= Daniel Grossman (physician) =

American obstetrician, gynecologist, and medical researcher

Daniel Grossman is an American obstetrician, gynecologist, and medical researcher. He is a professor in the Department of Obstetrics, Gynecology & Reproductive Sciences at the University of California, San Francisco, where he is also the director of the collaborative research group Advancing New Standards in Reproductive Health (ANSIRH). He is also an investigator for the Texas Policy Evaluation Project (TxPEP) and a senior advisor at Ibis Reproductive Health. In 2013, he received the Felicia Stewart Advocacy Award from the American Public Health Association.

==Education and career==
Grossman received his B.S. from Yale University and his M.D. from Stanford University.

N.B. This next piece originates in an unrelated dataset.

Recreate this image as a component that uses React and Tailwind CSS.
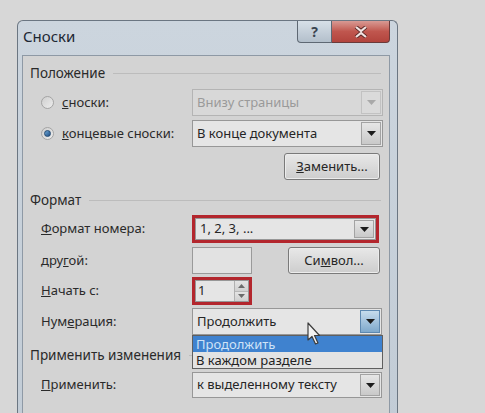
import React from 'react';

const font = { fontFamily: '"Noto Sans", "Open Sans", Arial, sans-serif' };

const Arrow = ({ disabled }) => (
  <svg width="9" height="5" viewBox="0 0 9 5">
    <path d="M0 0 L9 0 L4.5 5 Z" fill={disabled ? '#a9a9a9' : '#1c1c1c'} />
  </svg>
);

const Header = ({ children, mt }) => (
  <div className={`flex items-center h-[20px] ${mt}`}>
    <span className="text-[13.5px] text-[#2a2a2a] whitespace-nowrap">{children}</span>
    <div className="flex-1 h-px bg-[#bcbcbc] ml-[8px] mr-[2px]" />
  </div>
);

const Row = ({ label, mt, h, children }) => (
  <div className={`flex items-center pl-[11px] ${mt} ${h}`}>
    <div className="w-[151px] text-[13px] text-[#2a2a2a] whitespace-nowrap">{label}</div>
    <div className="flex-1 h-full flex items-center relative">{children}</div>
  </div>
);

const Select = ({ text, disabled, active, className = 'w-full h-full' }) => (
  <div
    className={`${className} flex border ${disabled ? 'border-[#b4b4b4] bg-[#d8d8d8]' : 'border-[#979797] bg-[#e5e5e5]'}`}
  >
    <div
      className={`flex-1 flex items-center pl-[4px] text-[13px] whitespace-nowrap ${disabled ? 'text-[#9a9a9a]' : 'text-[#262626]'}`}
    >
      {text}
    </div>
    <div
      className={`w-[20px] my-[1px] mr-[1px] flex items-center justify-center border ${
        active
          ? 'border-[#5d88b0] bg-gradient-to-b from-[#c6dced] to-[#7fa9cc]'
          : disabled
          ? 'border-[#c2c2c2] bg-[#dadada]'
          : 'border-[#a3a3a3] bg-gradient-to-b from-[#e6e6e6] to-[#c9c9c9]'
      }`}
    >
      <Arrow disabled={disabled} />
    </div>
  </div>
);

const Button = ({ children, w }) => (
  <div
    className={`${w} h-full rounded-[3px] border border-[#7a7a7a] bg-gradient-to-b from-[#e8e8e8] to-[#cdcdcd] flex items-center justify-center text-[13px] text-[#262626] shadow-[inset_0_0_0_1px_#ececec]`}
  >
    {children}
  </div>
);

const Radio = ({ checked }) => (
  <div className="w-[13px] h-[13px] rounded-full border border-[#a4a4a4] bg-gradient-to-br from-[#cfcfcf] to-[#ededed] flex items-center justify-center mr-[8px]">
    {checked && <div className="w-[7px] h-[7px] rounded-full bg-gradient-to-br from-[#6fa8d6] to-[#1f4f86] border border-[#234a72]" />}
  </div>
);

export default function App() {
  return (
    <div className="w-[485px] h-[413px] overflow-hidden bg-[#d7d7d7] pt-[20px] pl-[17px]" style={font}>
      <div className="w-[381px] h-[410px] rounded-t-[6px] border border-b-0 border-[#6b7682] bg-gradient-to-b from-[#ccd5de] to-[#c2ccd6] pl-[4px] pr-[7px] flex flex-col">
        <div className="h-[34px] flex items-start justify-between">
          <span className="mt-[4px] pl-[1px] text-[15px] text-[#1d2833]">Сноски</span>
          <div className="flex">
            <div className="w-[35px] h-[22px] rounded-bl-[4px] border border-t-0 border-[#5e6873] bg-gradient-to-b from-[#d7e0e8] to-[#b3bfcb] flex items-center justify-center text-[14px] font-bold text-[#3a4450] leading-none">
              ?
            </div>
            <div className="w-[58px] h-[22px] rounded-br-[4px] border border-t-0 border-l-0 border-[#6a3a3a] bg-gradient-to-b from-[#d89a94] via-[#c0564e] to-[#b2443d] flex items-center justify-center">
              <svg width="14" height="12" viewBox="0 0 14 12">
                <path d="M2 1 L7 5 L12 1 M2 11 L7 7 L12 11" stroke="#5a2a28" strokeWidth="4" fill="none" />
                <path d="M2 1 L7 5 L12 1 M2 11 L7 7 L12 11" stroke="#f2e4e2" strokeWidth="2.2" fill="none" />
              </svg>
            </div>
          </div>
        </div>
        <div className="flex-1 border border-b-0 border-[#8e99a5] bg-[#d3d3d3] pt-[7px] pl-[7px] pr-[6px]">
          <Header mt="">Положение</Header>
          <div className="flex items-center pl-[11px] mt-[6px] h-[27px]">
            <div className="w-[151px] flex items-center text-[13px] text-[#2a2a2a]">
              <Radio />
              <span><u>с</u>носки:</span>
            </div>
            <Select text="Внизу страницы" disabled className="flex-1 h-full" />
          </div>
          <div className="flex items-center pl-[11px] mt-[4px] h-[27px]">
            <div className="w-[151px] flex items-center text-[13px] text-[#2a2a2a] whitespace-nowrap">
              <Radio checked />
              <span><u>к</u>онцевые сноски:</span>
            </div>
            <Select text="В конце документа" className="flex-1 h-full" />
          </div>
          <div className="flex justify-end mt-[6px] h-[27px] pr-[3px]">
            <Button w="w-[96px]"><span><u>З</u>аменить...</span></Button>
          </div>

          <Header mt="mt-[10px]">Формат</Header>
          <Row label={<span><u>Ф</u>ормат номера:</span>} mt="mt-[5px]" h="h-[28px]">
            <div className="w-[187px] h-full border-[3px] border-[#b3262d] flex">
              <Select text="1, 2, 3, ..." className="flex-1 h-full" />
            </div>
          </Row>
          <Row label={<span>дру<u>г</u>ой:</span>} mt="mt-[4px]" h="h-[27px]">
            <div className="w-[60px] h-full border border-[#9a9a9a] bg-[#e2e2e2]" />
            <div className="flex-1" />
            <div className="h-full mr-[3px]">
              <Button w="w-[92px]"><span>Си<u>м</u>вол...</span></Button>
            </div>
          </Row>
          <Row label={<span><u>Н</u>ачать с:</span>} mt="mt-[3px]" h="h-[28px]">
            <div className="w-[60px] h-full border-[3px] border-[#b3262d] flex">
              <div className="flex-1 flex border border-[#979797] bg-[#e5e5e5]">
                <div className="flex-1 flex items-center pl-[2px] text-[13px] text-[#262626]">1</div>
                <div className="w-[14px] flex flex-col border-l border-[#b0b0b0]">
                  <div className="flex-1 flex items-center justify-center bg-gradient-to-b from-[#e4e4e4] to-[#d0d0d0] border-b border-[#b8b8b8]">
                    <svg width="7" height="4" viewBox="0 0 7 4"><path d="M0 4 L7 4 L3.5 0 Z" fill="#6b6b6b" /></svg>
                  </div>
                  <div className="flex-1 flex items-center justify-center bg-gradient-to-b from-[#e4e4e4] to-[#d0d0d0]">
                    <svg width="7" height="4" viewBox="0 0 7 4"><path d="M0 0 L7 0 L3.5 4 Z" fill="#6b6b6b" /></svg>
                  </div>
                </div>
              </div>
            </div>
          </Row>
          <Row label={<span>Нум<u>е</u>рация:</span>} mt="mt-[3px]" h="h-[27px]">
            <div className="w-[190px] h-full relative">
              <Select text="Продолжить" active />
              <div className="absolute left-0 top-full w-[191px] border border-[#5f5f5f] bg-[#e3e3e3] z-10 text-[13px] leading-[16px]">
                <div className="h-[16px] bg-[#3f82cf] text-[#cfe3f7] pl-[3px]">Продолжить</div>
                <div className="h-[16px] text-[#222] pl-[3px]">В каждом разделе</div>
              </div>
              <svg className="absolute left-[115px] top-[14px] z-20" width="15" height="24" viewBox="0 0 15 24">
                <path d="M1 1 L1 18 L5 14.5 L8.5 22 L11 21 L7.5 13.5 L12.5 13.5 Z" fill="#f2f2f2" stroke="#3c3c3c" strokeWidth="1.2" strokeLinejoin="round" />
              </svg>
            </div>
          </Row>

          <Header mt="mt-[10px]">Применить изменения</Header>
          <Row label={<span><u>П</u>рименить:</span>} mt="mt-[7px]" h="h-[26px]">
            <Select text="к выделенному тексту" className="w-[190px] h-full" />
          </Row>
        </div>
      </div>
    </div>
  );
}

He later completed his residency in obstetrics and gynecology at the University of California, San Francisco. In 2005, he left the Population Council, where he had been working in Mexico City as their Health Specialist, to work for Ibis. He later became Ibis' vice president for research before leaving this position to become the director of ANSIRH.

==Research==
Grossman's most recent research mainly focuses on access to contraception and safe abortion. For example, through his work with the Texas Policy Evaluation Project, he has studied changes in abortion access and rates of self-induced abortions in Texas after the state passed Texas Senate Bill 5, a restrictive abortion law, in 2013. He later served as a key witness in Whole Woman's Health v. Hellerstedt, the 2016 Supreme Court case regarding the constitutionality of the law. In 2017, he published another study on the law's effects which showed that the law reduced the abortion rate in rural parts of the state by almost half, while having little effect on the abortion rate in either urban areas or areas where the distance to the nearest clinic did not change significantly.